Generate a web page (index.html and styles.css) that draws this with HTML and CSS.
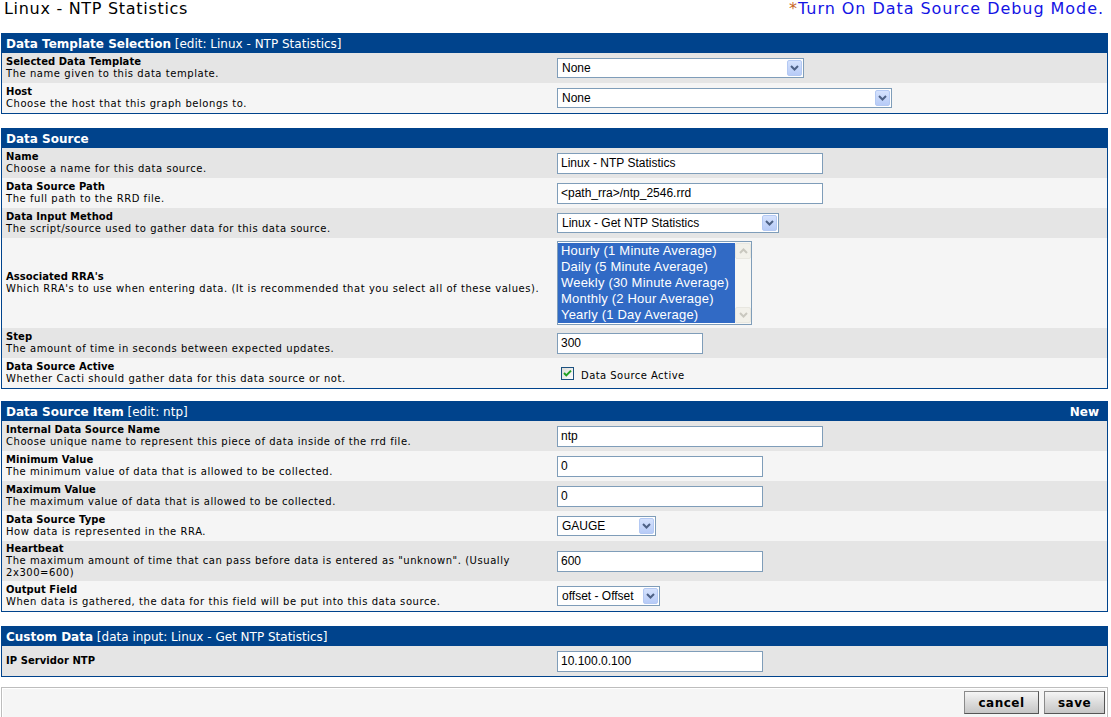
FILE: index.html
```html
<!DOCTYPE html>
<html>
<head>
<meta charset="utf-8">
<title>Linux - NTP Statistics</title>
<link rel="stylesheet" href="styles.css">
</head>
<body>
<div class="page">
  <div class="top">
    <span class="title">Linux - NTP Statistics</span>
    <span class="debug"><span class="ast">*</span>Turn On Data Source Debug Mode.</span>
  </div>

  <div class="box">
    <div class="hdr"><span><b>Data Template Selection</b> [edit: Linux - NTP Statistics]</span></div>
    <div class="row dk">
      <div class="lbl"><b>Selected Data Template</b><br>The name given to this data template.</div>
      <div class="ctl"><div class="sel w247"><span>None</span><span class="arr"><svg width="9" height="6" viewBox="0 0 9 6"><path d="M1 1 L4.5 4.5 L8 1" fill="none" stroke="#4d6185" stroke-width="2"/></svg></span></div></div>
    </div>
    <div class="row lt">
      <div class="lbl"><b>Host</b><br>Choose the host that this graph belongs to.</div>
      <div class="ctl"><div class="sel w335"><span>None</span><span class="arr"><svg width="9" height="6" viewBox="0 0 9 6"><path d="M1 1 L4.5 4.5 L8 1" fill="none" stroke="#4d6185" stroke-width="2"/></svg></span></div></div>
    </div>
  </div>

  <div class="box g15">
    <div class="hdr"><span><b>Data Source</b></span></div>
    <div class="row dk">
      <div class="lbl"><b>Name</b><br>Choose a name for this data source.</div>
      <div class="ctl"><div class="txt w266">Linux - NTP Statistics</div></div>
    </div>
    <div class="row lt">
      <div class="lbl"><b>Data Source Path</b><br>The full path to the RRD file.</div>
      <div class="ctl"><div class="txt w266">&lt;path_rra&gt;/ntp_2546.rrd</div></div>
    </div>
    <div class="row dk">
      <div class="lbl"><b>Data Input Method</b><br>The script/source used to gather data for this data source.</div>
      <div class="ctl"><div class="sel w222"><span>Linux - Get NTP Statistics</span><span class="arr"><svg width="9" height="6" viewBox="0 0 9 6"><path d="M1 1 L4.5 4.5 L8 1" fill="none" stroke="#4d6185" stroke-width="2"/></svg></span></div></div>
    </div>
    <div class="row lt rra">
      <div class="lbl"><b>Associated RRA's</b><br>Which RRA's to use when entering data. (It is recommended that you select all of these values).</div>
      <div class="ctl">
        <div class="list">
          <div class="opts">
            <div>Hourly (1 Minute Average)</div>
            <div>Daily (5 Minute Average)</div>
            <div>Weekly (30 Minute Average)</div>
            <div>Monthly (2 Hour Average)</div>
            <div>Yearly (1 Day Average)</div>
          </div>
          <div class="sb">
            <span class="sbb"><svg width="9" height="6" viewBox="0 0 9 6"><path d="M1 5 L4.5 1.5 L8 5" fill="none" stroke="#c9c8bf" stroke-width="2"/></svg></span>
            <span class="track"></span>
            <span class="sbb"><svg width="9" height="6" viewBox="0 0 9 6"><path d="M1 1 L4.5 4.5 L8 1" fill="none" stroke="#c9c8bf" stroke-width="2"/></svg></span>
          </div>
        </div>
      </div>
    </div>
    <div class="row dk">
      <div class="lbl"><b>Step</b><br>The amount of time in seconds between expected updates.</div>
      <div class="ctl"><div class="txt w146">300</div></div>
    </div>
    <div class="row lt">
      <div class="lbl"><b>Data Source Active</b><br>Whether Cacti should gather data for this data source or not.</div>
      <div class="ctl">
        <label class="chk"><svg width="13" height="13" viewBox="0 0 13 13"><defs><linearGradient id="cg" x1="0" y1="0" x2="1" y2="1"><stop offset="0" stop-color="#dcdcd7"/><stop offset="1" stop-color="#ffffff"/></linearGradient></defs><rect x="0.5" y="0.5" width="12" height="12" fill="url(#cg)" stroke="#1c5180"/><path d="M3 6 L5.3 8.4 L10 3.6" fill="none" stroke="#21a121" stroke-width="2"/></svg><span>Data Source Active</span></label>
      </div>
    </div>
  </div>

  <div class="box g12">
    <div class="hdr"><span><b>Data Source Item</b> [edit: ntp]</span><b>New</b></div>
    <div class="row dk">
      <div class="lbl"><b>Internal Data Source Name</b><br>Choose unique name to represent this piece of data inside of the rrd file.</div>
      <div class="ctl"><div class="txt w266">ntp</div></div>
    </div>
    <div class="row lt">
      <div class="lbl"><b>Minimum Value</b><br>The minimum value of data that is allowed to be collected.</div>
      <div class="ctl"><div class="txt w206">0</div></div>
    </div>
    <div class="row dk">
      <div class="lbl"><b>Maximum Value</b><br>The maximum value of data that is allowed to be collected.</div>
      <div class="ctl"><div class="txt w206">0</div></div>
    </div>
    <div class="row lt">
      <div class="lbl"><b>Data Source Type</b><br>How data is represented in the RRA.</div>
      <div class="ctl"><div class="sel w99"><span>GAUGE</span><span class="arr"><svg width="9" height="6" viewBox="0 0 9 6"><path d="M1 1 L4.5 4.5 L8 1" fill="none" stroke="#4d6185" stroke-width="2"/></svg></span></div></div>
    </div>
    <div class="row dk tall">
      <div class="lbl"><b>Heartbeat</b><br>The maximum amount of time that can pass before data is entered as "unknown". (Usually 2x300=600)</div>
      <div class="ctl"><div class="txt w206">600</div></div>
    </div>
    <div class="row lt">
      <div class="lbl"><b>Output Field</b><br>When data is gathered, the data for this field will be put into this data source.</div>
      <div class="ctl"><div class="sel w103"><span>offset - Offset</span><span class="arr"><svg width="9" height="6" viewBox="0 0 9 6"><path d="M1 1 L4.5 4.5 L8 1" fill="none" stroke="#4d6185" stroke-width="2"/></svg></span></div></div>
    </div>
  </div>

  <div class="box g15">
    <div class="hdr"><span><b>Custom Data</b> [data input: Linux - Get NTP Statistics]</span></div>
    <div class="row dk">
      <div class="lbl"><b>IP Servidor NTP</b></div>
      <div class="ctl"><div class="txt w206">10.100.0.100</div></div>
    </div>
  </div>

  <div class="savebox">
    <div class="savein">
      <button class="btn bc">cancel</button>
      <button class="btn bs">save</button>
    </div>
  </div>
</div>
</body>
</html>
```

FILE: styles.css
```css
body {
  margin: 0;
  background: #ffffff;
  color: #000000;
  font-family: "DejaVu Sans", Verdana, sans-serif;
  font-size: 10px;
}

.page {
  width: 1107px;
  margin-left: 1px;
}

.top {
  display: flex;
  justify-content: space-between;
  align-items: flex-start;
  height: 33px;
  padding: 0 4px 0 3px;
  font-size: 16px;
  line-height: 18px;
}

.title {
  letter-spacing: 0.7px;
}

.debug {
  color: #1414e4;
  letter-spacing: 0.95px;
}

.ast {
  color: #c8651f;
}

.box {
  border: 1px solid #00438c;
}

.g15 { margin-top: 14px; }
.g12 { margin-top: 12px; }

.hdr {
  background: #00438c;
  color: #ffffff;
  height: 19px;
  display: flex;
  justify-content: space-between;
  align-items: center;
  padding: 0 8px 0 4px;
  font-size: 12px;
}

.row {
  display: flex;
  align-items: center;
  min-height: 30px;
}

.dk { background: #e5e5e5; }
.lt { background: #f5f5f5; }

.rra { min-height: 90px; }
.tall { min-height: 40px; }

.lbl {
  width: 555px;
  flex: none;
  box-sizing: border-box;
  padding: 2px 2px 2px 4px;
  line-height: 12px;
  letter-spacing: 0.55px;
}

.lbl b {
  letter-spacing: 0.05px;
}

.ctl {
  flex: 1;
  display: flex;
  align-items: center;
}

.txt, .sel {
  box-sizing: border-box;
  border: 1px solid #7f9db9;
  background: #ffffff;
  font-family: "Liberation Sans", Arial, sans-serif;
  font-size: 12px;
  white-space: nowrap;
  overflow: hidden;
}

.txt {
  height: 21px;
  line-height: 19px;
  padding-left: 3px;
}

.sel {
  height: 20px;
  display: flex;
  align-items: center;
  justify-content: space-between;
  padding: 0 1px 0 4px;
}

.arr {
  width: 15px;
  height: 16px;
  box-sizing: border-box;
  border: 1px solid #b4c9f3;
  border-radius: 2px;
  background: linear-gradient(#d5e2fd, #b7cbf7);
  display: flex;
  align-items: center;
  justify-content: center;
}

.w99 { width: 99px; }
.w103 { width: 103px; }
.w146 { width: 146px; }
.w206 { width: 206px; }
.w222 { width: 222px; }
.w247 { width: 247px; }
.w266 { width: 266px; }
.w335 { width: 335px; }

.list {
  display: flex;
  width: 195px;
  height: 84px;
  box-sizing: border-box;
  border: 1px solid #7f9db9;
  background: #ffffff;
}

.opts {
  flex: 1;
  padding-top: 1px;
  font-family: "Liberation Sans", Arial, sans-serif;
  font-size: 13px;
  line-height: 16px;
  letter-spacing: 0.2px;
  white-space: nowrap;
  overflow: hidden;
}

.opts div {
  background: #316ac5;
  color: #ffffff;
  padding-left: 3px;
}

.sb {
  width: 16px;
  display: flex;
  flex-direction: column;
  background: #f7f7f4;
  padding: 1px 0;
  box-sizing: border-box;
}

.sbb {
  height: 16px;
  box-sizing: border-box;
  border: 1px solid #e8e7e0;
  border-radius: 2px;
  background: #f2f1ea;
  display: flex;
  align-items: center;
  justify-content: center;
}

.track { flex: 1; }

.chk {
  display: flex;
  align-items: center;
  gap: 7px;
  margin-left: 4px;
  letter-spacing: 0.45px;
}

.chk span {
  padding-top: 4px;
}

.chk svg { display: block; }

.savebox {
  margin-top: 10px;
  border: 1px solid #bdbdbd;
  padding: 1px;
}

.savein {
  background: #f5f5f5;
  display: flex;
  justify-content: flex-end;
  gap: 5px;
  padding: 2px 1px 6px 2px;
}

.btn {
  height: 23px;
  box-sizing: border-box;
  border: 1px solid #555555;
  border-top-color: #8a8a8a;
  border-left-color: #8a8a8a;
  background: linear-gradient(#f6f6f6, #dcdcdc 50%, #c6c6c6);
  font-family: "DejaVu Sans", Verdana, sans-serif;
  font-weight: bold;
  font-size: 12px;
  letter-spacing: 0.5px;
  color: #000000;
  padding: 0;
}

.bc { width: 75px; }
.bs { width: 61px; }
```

> [What you should do]:
Scan the material above for the word "styles". Copy each line where it occurs.

> [Finished task]:
Generate a web page (index.html and styles.css) that draws this with HTML and CSS.
<link rel="stylesheet" href="styles.css">
FILE: styles.css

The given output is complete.